IR-based Measurement: Infrared-based thermal imaging has gained popularity as a robust method of characterizing thermal behavior [11]. It provides good resolution and accuracy both in time and space. As such, it has been used in studying dynamic thermal management techniques. Its external nature also helps in making decisions regarding the placement location of thermal sensors on the chip at temperature-critical portions. However, there are a few limitations of using IR imaging, some of which have already been pointed out by Huang et al. [7]; IR rays cannot pass through metal. Generally, processors are encompassed with a metallic heat dissipation solution like a heatsink. So, for IR imaging to work, the heatsink needs to be removed and an alternate cooling solution needs to be provided. One of the prevalent methods in this case is removing the heatsink and providing laminar oilcooling over a bare silicon die [11]. However, this results in different transient and steady-state thermal responses compared to a conventional cooling solution like a heatsink [7]. The other limitation is that the cooling capacity of oil is roughly proportional to the size of the oil tank and the velocity of the oil flow. In order to cool 100W-300W cores, the speed of oil flow has to be fast, thereby easily producing more distorted images. Although this method has high merits when done correctly, it comes with high set-up cost and time.

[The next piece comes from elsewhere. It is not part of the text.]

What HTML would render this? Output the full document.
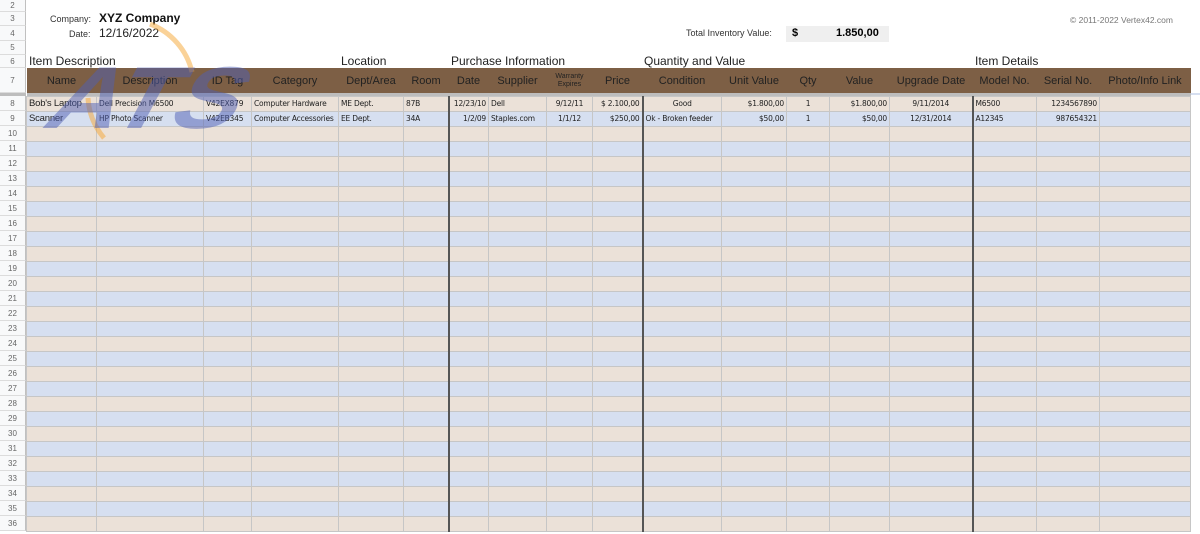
<!DOCTYPE html>
<html><head><meta charset="utf-8"><style>
*{margin:0;padding:0;box-sizing:border-box}
body{width:1200px;height:534px;overflow:hidden;background:#fff;font-family:"Liberation Sans",sans-serif;position:relative}
.rn{position:absolute;left:0;width:26px;background:#f8f9fa;border-right:1px solid #c0c0c0;border-bottom:1px solid #dcdcdc;color:#666;font-size:8px;text-align:center;display:flex;align-items:center;justify-content:center}
.abs{position:absolute;white-space:nowrap}
table{position:absolute;left:26px;top:68px;border-collapse:collapse;table-layout:fixed;width:1164px}
td{border:1px solid #c6c6c6;height:15px;font-size:7.5px;color:#222;padding:0 2px;white-space:nowrap;overflow:hidden;font-family:"DejaVu Sans","Liberation Sans",sans-serif;letter-spacing:-0.2px}
tr.h td{height:25px;background:#7d5f45;border:none;color:#222;font-family:"Liberation Sans",sans-serif;font-size:11px;text-align:center;letter-spacing:0}
tr.g td{height:3px;background:#bdbdbd;border:none;padding:0}
tr.a td{background:#ebe1d8}
tr.b td{background:#d6dff0}
td.r{text-align:right}td.c{text-align:center}
.tk{border-left:2px solid #555}
</style></head><body>
<div class="rn" style="top:0;height:12px">2</div>
<div class="rn" style="top:12px;height:14px">3</div>
<div class="rn" style="top:26px;height:15px">4</div>
<div class="rn" style="top:41px;height:14px">5</div>
<div class="rn" style="top:55px;height:13px">6</div>
<div class="rn" style="top:68px;height:25px">7</div>
<div class="rn" style="top:93px;height:3px;background:#bdbdbd;border:none"></div>
<div class="abs" style="left:50px;top:14px;font-size:9px;color:#333">Company:</div>
<div class="abs" style="left:99px;top:11px;font-size:12px;font-weight:bold;color:#111">XYZ Company</div>
<div class="abs" style="left:69px;top:29px;font-size:9px;color:#333">Date:</div>
<div class="abs" style="left:99px;top:26px;font-size:12px;color:#222">12/16/2022</div>
<div class="abs" style="left:686px;top:28px;font-size:9px;color:#333">Total Inventory Value:</div>
<div class="abs" style="left:786px;top:26px;width:103px;height:16px;background:#efefef"></div>
<div class="abs" style="left:792px;top:27px;font-size:11px;font-weight:bold">$</div>
<div class="abs" style="left:836px;top:27px;font-size:11px;font-weight:bold">1.850,00</div>
<div class="abs" style="left:1070px;top:15px;font-size:8.5px;color:#777">© 2011-2022 Vertex42.com</div>
<div class="abs" style="left:29px;top:54px;font-size:12px;color:#222">Item Description</div>
<div class="abs" style="left:341px;top:54px;font-size:12px;color:#222">Location</div>
<div class="abs" style="left:451px;top:54px;font-size:12px;color:#222">Purchase Information</div>
<div class="abs" style="left:644px;top:54px;font-size:12px;color:#222">Quantity and Value</div>
<div class="abs" style="left:975px;top:54px;font-size:12px;color:#222">Item Details</div>
<div class="abs" style="left:1190px;top:93px;width:10px;height:2px;background:#d6dff0"></div>
<table>
<colgroup><col style="width:70px"><col style="width:107px"><col style="width:48px"><col style="width:87px"><col style="width:65px"><col style="width:45px"><col style="width:40px"><col style="width:58px"><col style="width:46px"><col style="width:50px"><col style="width:79px"><col style="width:65px"><col style="width:43px"><col style="width:60px"><col style="width:83px"><col style="width:64px"><col style="width:63px"><col style="width:91px"></colgroup>
<tr class="h"><td>Name</td><td>Description</td><td>ID Tag</td><td>Category</td><td>Dept/Area</td><td>Room</td><td>Date</td><td>Supplier</td><td style="font-size:7px;line-height:8px">Warranty<br>Expires</td><td>Price</td><td>Condition</td><td>Unit Value</td><td>Qty</td><td>Value</td><td>Upgrade Date</td><td>Model No.</td><td>Serial No.</td><td>Photo/Info Link</td></tr>
<tr class="g"><td colspan="18"></td></tr>
<tr class="a"><td style="font-size:9.5px;font-family:'Liberation Sans',sans-serif">Bob's Laptop</td><td>Dell Precision M6500</td><td>V42EX879</td><td>Computer Hardware</td><td>ME Dept.</td><td>87B</td><td class="r tk">12/23/10</td><td>Dell</td><td class="c">9/12/11</td><td class="r">$ 2.100,00</td><td class="c tk">Good</td><td class="r">$1.800,00</td><td class="c">1</td><td class="r">$1.800,00</td><td class="c">9/11/2014</td><td class="tk">M6500</td><td class="r">1234567890</td><td></td></tr>
<tr class="b"><td style="font-size:9.5px;font-family:'Liberation Sans',sans-serif">Scanner</td><td>HP Photo Scanner</td><td>V42EB345</td><td>Computer Accessories</td><td>EE Dept.</td><td>34A</td><td class="r tk">1/2/09</td><td>Staples.com</td><td class="c">1/1/12</td><td class="r">$250,00</td><td class="tk">Ok - Broken feeder</td><td class="r">$50,00</td><td class="c">1</td><td class="r">$50,00</td><td class="c">12/31/2014</td><td class="tk">A12345</td><td class="r">987654321</td><td></td></tr>
<tr class="a"><td></td><td></td><td></td><td></td><td></td><td></td><td class="tk"></td><td></td><td></td><td></td><td class="tk"></td><td></td><td></td><td></td><td></td><td class="tk"></td><td></td><td></td></tr>
<tr class="b"><td></td><td></td><td></td><td></td><td></td><td></td><td class="tk"></td><td></td><td></td><td></td><td class="tk"></td><td></td><td></td><td></td><td></td><td class="tk"></td><td></td><td></td></tr>
<tr class="a"><td></td><td></td><td></td><td></td><td></td><td></td><td class="tk"></td><td></td><td></td><td></td><td class="tk"></td><td></td><td></td><td></td><td></td><td class="tk"></td><td></td><td></td></tr>
<tr class="b"><td></td><td></td><td></td><td></td><td></td><td></td><td class="tk"></td><td></td><td></td><td></td><td class="tk"></td><td></td><td></td><td></td><td></td><td class="tk"></td><td></td><td></td></tr>
<tr class="a"><td></td><td></td><td></td><td></td><td></td><td></td><td class="tk"></td><td></td><td></td><td></td><td class="tk"></td><td></td><td></td><td></td><td></td><td class="tk"></td><td></td><td></td></tr>
<tr class="b"><td></td><td></td><td></td><td></td><td></td><td></td><td class="tk"></td><td></td><td></td><td></td><td class="tk"></td><td></td><td></td><td></td><td></td><td class="tk"></td><td></td><td></td></tr>
<tr class="a"><td></td><td></td><td></td><td></td><td></td><td></td><td class="tk"></td><td></td><td></td><td></td><td class="tk"></td><td></td><td></td><td></td><td></td><td class="tk"></td><td></td><td></td></tr>
<tr class="b"><td></td><td></td><td></td><td></td><td></td><td></td><td class="tk"></td><td></td><td></td><td></td><td class="tk"></td><td></td><td></td><td></td><td></td><td class="tk"></td><td></td><td></td></tr>
<tr class="a"><td></td><td></td><td></td><td></td><td></td><td></td><td class="tk"></td><td></td><td></td><td></td><td class="tk"></td><td></td><td></td><td></td><td></td><td class="tk"></td><td></td><td></td></tr>
<tr class="b"><td></td><td></td><td></td><td></td><td></td><td></td><td class="tk"></td><td></td><td></td><td></td><td class="tk"></td><td></td><td></td><td></td><td></td><td class="tk"></td><td></td><td></td></tr>
<tr class="a"><td></td><td></td><td></td><td></td><td></td><td></td><td class="tk"></td><td></td><td></td><td></td><td class="tk"></td><td></td><td></td><td></td><td></td><td class="tk"></td><td></td><td></td></tr>
<tr class="b"><td></td><td></td><td></td><td></td><td></td><td></td><td class="tk"></td><td></td><td></td><td></td><td class="tk"></td><td></td><td></td><td></td><td></td><td class="tk"></td><td></td><td></td></tr>
<tr class="a"><td></td><td></td><td></td><td></td><td></td><td></td><td class="tk"></td><td></td><td></td><td></td><td class="tk"></td><td></td><td></td><td></td><td></td><td class="tk"></td><td></td><td></td></tr>
<tr class="b"><td></td><td></td><td></td><td></td><td></td><td></td><td class="tk"></td><td></td><td></td><td></td><td class="tk"></td><td></td><td></td><td></td><td></td><td class="tk"></td><td></td><td></td></tr>
<tr class="a"><td></td><td></td><td></td><td></td><td></td><td></td><td class="tk"></td><td></td><td></td><td></td><td class="tk"></td><td></td><td></td><td></td><td></td><td class="tk"></td><td></td><td></td></tr>
<tr class="b"><td></td><td></td><td></td><td></td><td></td><td></td><td class="tk"></td><td></td><td></td><td></td><td class="tk"></td><td></td><td></td><td></td><td></td><td class="tk"></td><td></td><td></td></tr>
<tr class="a"><td></td><td></td><td></td><td></td><td></td><td></td><td class="tk"></td><td></td><td></td><td></td><td class="tk"></td><td></td><td></td><td></td><td></td><td class="tk"></td><td></td><td></td></tr>
<tr class="b"><td></td><td></td><td></td><td></td><td></td><td></td><td class="tk"></td><td></td><td></td><td></td><td class="tk"></td><td></td><td></td><td></td><td></td><td class="tk"></td><td></td><td></td></tr>
<tr class="a"><td></td><td></td><td></td><td></td><td></td><td></td><td class="tk"></td><td></td><td></td><td></td><td class="tk"></td><td></td><td></td><td></td><td></td><td class="tk"></td><td></td><td></td></tr>
<tr class="b"><td></td><td></td><td></td><td></td><td></td><td></td><td class="tk"></td><td></td><td></td><td></td><td class="tk"></td><td></td><td></td><td></td><td></td><td class="tk"></td><td></td><td></td></tr>
<tr class="a"><td></td><td></td><td></td><td></td><td></td><td></td><td class="tk"></td><td></td><td></td><td></td><td class="tk"></td><td></td><td></td><td></td><td></td><td class="tk"></td><td></td><td></td></tr>
<tr class="b"><td></td><td></td><td></td><td></td><td></td><td></td><td class="tk"></td><td></td><td></td><td></td><td class="tk"></td><td></td><td></td><td></td><td></td><td class="tk"></td><td></td><td></td></tr>
<tr class="a"><td></td><td></td><td></td><td></td><td></td><td></td><td class="tk"></td><td></td><td></td><td></td><td class="tk"></td><td></td><td></td><td></td><td></td><td class="tk"></td><td></td><td></td></tr>
<tr class="b"><td></td><td></td><td></td><td></td><td></td><td></td><td class="tk"></td><td></td><td></td><td></td><td class="tk"></td><td></td><td></td><td></td><td></td><td class="tk"></td><td></td><td></td></tr>
<tr class="a"><td></td><td></td><td></td><td></td><td></td><td></td><td class="tk"></td><td></td><td></td><td></td><td class="tk"></td><td></td><td></td><td></td><td></td><td class="tk"></td><td></td><td></td></tr>
<tr class="b"><td></td><td></td><td></td><td></td><td></td><td></td><td class="tk"></td><td></td><td></td><td></td><td class="tk"></td><td></td><td></td><td></td><td></td><td class="tk"></td><td></td><td></td></tr>
<tr class="a"><td></td><td></td><td></td><td></td><td></td><td></td><td class="tk"></td><td></td><td></td><td></td><td class="tk"></td><td></td><td></td><td></td><td></td><td class="tk"></td><td></td><td></td></tr>
</table>
<div class="rn" style="top:96px;height:15px">8</div><div class="rn" style="top:111px;height:15px">9</div><div class="rn" style="top:126px;height:15px">10</div><div class="rn" style="top:141px;height:15px">11</div><div class="rn" style="top:156px;height:15px">12</div><div class="rn" style="top:171px;height:15px">13</div><div class="rn" style="top:186px;height:15px">14</div><div class="rn" style="top:201px;height:15px">15</div><div class="rn" style="top:216px;height:15px">16</div><div class="rn" style="top:231px;height:15px">17</div><div class="rn" style="top:246px;height:15px">18</div><div class="rn" style="top:261px;height:15px">19</div><div class="rn" style="top:276px;height:15px">20</div><div class="rn" style="top:291px;height:15px">21</div><div class="rn" style="top:306px;height:15px">22</div><div class="rn" style="top:321px;height:15px">23</div><div class="rn" style="top:336px;height:15px">24</div><div class="rn" style="top:351px;height:15px">25</div><div class="rn" style="top:366px;height:15px">26</div><div class="rn" style="top:381px;height:15px">27</div><div class="rn" style="top:396px;height:15px">28</div><div class="rn" style="top:411px;height:15px">29</div><div class="rn" style="top:426px;height:15px">30</div><div class="rn" style="top:441px;height:15px">31</div><div class="rn" style="top:456px;height:15px">32</div><div class="rn" style="top:471px;height:15px">33</div><div class="rn" style="top:486px;height:15px">34</div><div class="rn" style="top:501px;height:15px">35</div><div class="rn" style="top:516px;height:15px">36</div>
<svg style="position:absolute;left:0;top:0" width="300" height="160">
<path d="M150 24 A68 68 0 0 1 192 72" fill="none" stroke="rgba(245,165,50,0.5)" stroke-width="5"/>
<path d="M88 98 A68 68 0 0 0 104 138" fill="none" stroke="rgba(245,165,50,0.5)" stroke-width="5"/>
<g transform="translate(40,128) skewX(-28)">
<text x="0" y="0" font-family="Liberation Sans" font-weight="bold" font-size="88" fill="rgba(80,95,180,0.5)" textLength="190" lengthAdjust="spacingAndGlyphs">ATS</text>
</g>
</svg>
</body></html>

#### 2.1.2 Pros and Cons of using Thermocouples

The most notable advantage of using thermocouples is the cost and the ease of use for the measurement. Not only is it suitable for measurements up to 750 degrees Celsius, but it has a very thin diameter, and being a wire, it can easily be placed anywhere. However, placing this wire in a specific location is a challenge as the pressure applied on it could affect the temperature readings. Furthermore, the resolution of the readings is very limited to IR measurement. However, with a very well designed thermo-spacer and some knowledge of the GPU processor layout, using thermocouples provides the best cost-effective solution. Also, reconstructing a heatmap from thermocouple readings is much simpler than in the IR case since the IR method involves high-velocity oil flow. To the best of our knowledge, actual temperature measurement on a GPU chip has not been done before, and unlike the CPU architecture, GPU has a very high number of cores and has more opportunities for temperature and power reduction from this study.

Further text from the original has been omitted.